Metallic vias are placed along the perimeter of the lens to emulate a cylindrical metallic wall. In this way, the feed and image point can be moved inside the lens [74]. This is done to avoid uncontrolled reflection at the termination of the PPW, which facilitates the characterization of the lens. The vias have a diameter of $0.3$ mm, are placed at the radius a, and are separated by $0.5$ mm (center to center).

3.3. Feed Design

Due to the metallic shielding of the lens, an omnidirectional feed can be used. Therefore, the lens is fed by a probe placed at the radius $b=124.5$ mm. A probe is also placed at the corresponding image point. In order to match the impedance of the lens to the generator impedance (50 Ω), a single-stub matching circuit is designed in microstrip technology. The matching circuit is illustrated in Figure 6a. The simulated reflection coefficient for the matching circuit when loaded with a 0.8 mm high PPW is presented in Figure 6b. The manufactured matching circuit is presented in the inset of Figure 6b. The dimensions are $w=2.27$ mm, $D=1.0$ mm, $\Delta r=0.7$ mm, $d=6.5$ mm, $l=19.8$ mm and $s_{\mathrm{l}}=32.9$ mm and the circuit is manufactured on a $0.8$ mm thick Teflon substrate (${\epsilon }_r=2.53$ and $tan\delta =0.001$).

4. Results

The full lens is simulated in the Time domain solver of CST. Waveguide ports are used to excite a quasi-TEM mode on the matching circuits which in turn are connected to the lens with vias. The imaging properties of the lens are illustrated in Figure 7a with the absolute value of the electric field sampled at $4.8$ GHz. The lens is excited at probe 1, which is connected to the matching circuit through a hole in the bottom conductor of the PPW. An image is created at the antipodal point, where probe 2 is placed, similarly connected to a matching circuit.
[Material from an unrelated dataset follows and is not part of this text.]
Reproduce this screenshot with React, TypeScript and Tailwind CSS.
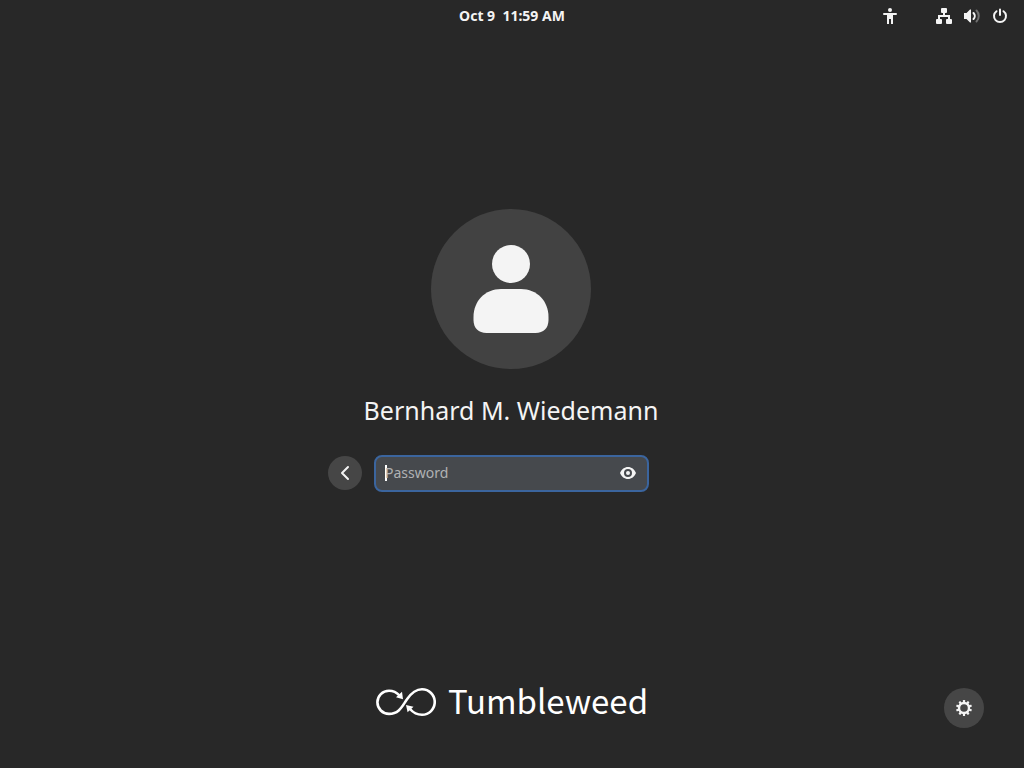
import React from "react";

const GEAR_ANGLES = [0, 36, 72, 108, 144, 180, 216, 252, 288, 324];

function AccessibilityIcon() {
  return (
    <svg className="size-4" viewBox="0 0 16 16" fill="currentColor" aria-hidden="true">
      <circle cx="8" cy="2" r="2" />
      <path d="M2 5h12a1 1 0 0 1 0 2h-3v9H9v-5H7v5H5V7H2a1 1 0 0 1 0-2z" />
    </svg>
  );
}

function NetworkIcon() {
  return (
    <svg className="size-4" viewBox="0 0 16 16" fill="currentColor" aria-hidden="true">
      <rect x="5" y="0" width="6" height="5" rx="1" />
      <rect x="0" y="11" width="6" height="5" rx="1" />
      <rect x="10" y="11" width="6" height="5" rx="1" />
      <path d="M7 4h2v3h5v5h-2V9H4v3H2V7h5z" />
    </svg>
  );
}

function VolumeIcon() {
  return (
    <svg className="size-4" viewBox="0 0 16 16" fill="none" aria-hidden="true">
      <path d="M0 5h2.500L6 1.500h1v13H6L2.500 11H0z" fill="currentColor" />
      <path d="M9.500 5c1.700 1.700 1.700 4.300 0 6" stroke="currentColor" strokeWidth="2" strokeLinecap="round" />
      <path d="M12.500 2.500c3 3 3 8 0 11" stroke="currentColor" strokeWidth="2" strokeLinecap="round" opacity="0.35" />
    </svg>
  );
}

function PowerIcon() {
  return (
    <svg className="size-4" viewBox="0 0 16 16" fill="none" stroke="currentColor" strokeWidth="2" strokeLinecap="round" aria-hidden="true">
      <path d="M8 1.500v5.500M4.500 3.200a6 6 0 1 0 7 0" />
    </svg>
  );
}

function AvatarIcon() {
  return (
    <svg className="h-22 w-19" viewBox="0 0 76 88" fill="#f4f4f4" aria-hidden="true">
      <circle cx="38" cy="19" r="19" />
      <path d="M28 44h20c16 0 27.500 12 27.500 28v3c0 8-5 13-13 13h-49c-8 0-13-5-13-13v-3c0-16 11.500-28 27.500-28z" />
    </svg>
  );
}

function GearIcon() {
  return (
    <svg className="size-4" viewBox="0 0 16 16" aria-hidden="true">
      <circle cx="8" cy="8" r="5" fill="none" stroke="currentColor" strokeWidth="2.400" />
      {GEAR_ANGLES.map((angle) => (
        <rect key={angle} x="6.900" y="0" width="2.200" height="3" rx="0.500" fill="currentColor" transform={`rotate(${angle} 8 8)`} />
      ))}
    </svg>
  );
}

function TumbleweedLogo() {
  return (
    <svg className="h-[30px] w-[60px]" viewBox="0 0 60 30" fill="none" aria-hidden="true">
      <path
        d="M23.500 8.500C20.500 5.200 17 3.700 13 3.700A11.600 11.600 0 0 0 13 26.900C23.500 26.900 26.500 18.500 31 12.300C35.500 5.800 39.500 2.300 46 2.300A12.750 12.750 0 0 1 46 27.800C41.500 27.800 37.500 26 34 22"
        stroke="currentColor"
        strokeWidth="2.600"
      />
      <path d="M20 10.300L26 4.800L27 12.200zM30 18L37.500 19.700L31.600 25.300z" fill="currentColor" />
    </svg>
  );
}

export default function App() {
  return (
    <div className="flex min-h-screen flex-col bg-[#282828] font-['Noto_Sans',sans-serif] text-[#f4f4f4]">
      <header className="grid h-8 grid-cols-[1fr_auto_1fr] items-center px-4">
        <time className="col-start-2 text-sm font-bold whitespace-pre">Oct 9  11:59 AM</time>
        <div className="flex items-center justify-end">
          <button type="button" aria-label="Accessibility" className="mr-[38px]">
            <AccessibilityIcon />
          </button>
          <button type="button" aria-label="System menu" className="flex gap-3">
            <NetworkIcon />
            <VolumeIcon />
            <PowerIcon />
          </button>
        </div>
      </header>

      <main className="flex flex-1 flex-col items-center justify-center pr-0.5">
        <div className="flex size-40 items-center justify-center rounded-full bg-[#424242]">
          <AvatarIcon />
        </div>
        <h1 className="mt-6 text-[25px] leading-[34px]">Bernhard M. Wiedemann</h1>
        <form className="mt-7 flex items-center gap-3" onSubmit={(event) => event.preventDefault()}>
          <button type="button" aria-label="Back" className="flex size-[34px] items-center justify-center rounded-full bg-[#464646]">
            <svg className="size-4" viewBox="0 0 16 16" fill="none" stroke="currentColor" strokeWidth="2" strokeLinecap="round" strokeLinejoin="round" aria-hidden="true">
              <path d="M11 2L5 8l6 6" />
            </svg>
          </button>
          <div className="flex h-[37px] w-[275px] items-center rounded-lg border-2 border-[#3b659e] bg-[#46494d] pr-[11px] pl-[9px]">
            <span className="-mr-0.5 h-4 w-0.5 bg-white" />
            <input
              type="password"
              aria-label="Password"
              placeholder="Password"
              className="h-8 min-w-0 flex-1 bg-transparent text-sm leading-8 caret-transparent outline-none placeholder:text-[#b0b2b4]"
            />
            <button type="button" aria-label="Show password">
              <svg className="size-4" viewBox="0 0 16 16" aria-hidden="true">
                <path
                  fillRule="evenodd"
                  fill="currentColor"
                  d="M8 2C4.500 2 1.500 4.300 0 8c1.500 3.700 4.500 6 8 6s6.500-2.300 8-6c-1.500-3.700-4.500-6-8-6zm0 2a4 4 0 1 1 0 8 4 4 0 0 1 0-8z"
                />
                <circle cx="8" cy="8" r="2" fill="currentColor" />
              </svg>
            </button>
          </div>
          <span className="w-[33px]" />
        </form>
      </main>

      <footer className="grid grid-cols-[1fr_auto_1fr] items-start px-10 pt-5 pb-10">
        <div className="col-start-2 flex h-7 items-center gap-3 font-['Noto_Sans_CJK_SC',sans-serif] text-white">
          <TumbleweedLogo />
          <span className="self-start text-[33px] leading-6">Tumbleweed</span>
        </div>
        <button type="button" aria-label="Session options" className="flex size-10 items-center justify-center justify-self-end rounded-full bg-[#464646]">
          <GearIcon />
        </button>
      </footer>
    </div>
  );
}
The simulated and measured scattering parameters are presented in Figure 7b. The simulation and measurement agrees well, apart from a slight frequency shift. However, since the distance between peaks in the $|S_{11}|$ is similar in the simulations and measurements, the reflections occur at the same location in the structure. The frequency shift is accounted for by the error margin in the relative permittivity of the substrate. The measured $|S_{21}|$ has a peak value of −0.5 dB and it is above −3 dB from 4.63 to 5.03 GHz. The bandwidth depends on the refractive index variation and the feed design. Two more probes are connected to the lens at the same radius as the feed probe, but displaced $22.5{}^{°}$ and $45{}^{°}$ from the image point. The measured transmission coefficients to these probes are also included in Figure 7b and are below −25 dB.

5. Conclusions

In this paper, we have studied the effect of applying glide symmetry to a 2D periodic structure. We have demonstrated that a glide-symmetric structure presents a more isotropic and a less dispersive response compared to conventional periodic structures. Furthermore, a glide-symmetric structure can obtain a higher effective refractive index, which enables a wider range of devices to be realized. These properties have been used to design a PPW MFE lens in PCB technology operating at 5 GHz.

Without applying glide symmetry, the highest refractive index of the MFE lens could not be practically reached for this specific thickness of the slab and dielectric constant. Measurements of the lens agree well with the simulations, and the measured peak transmission coefficient through the lens is −0.5 dB.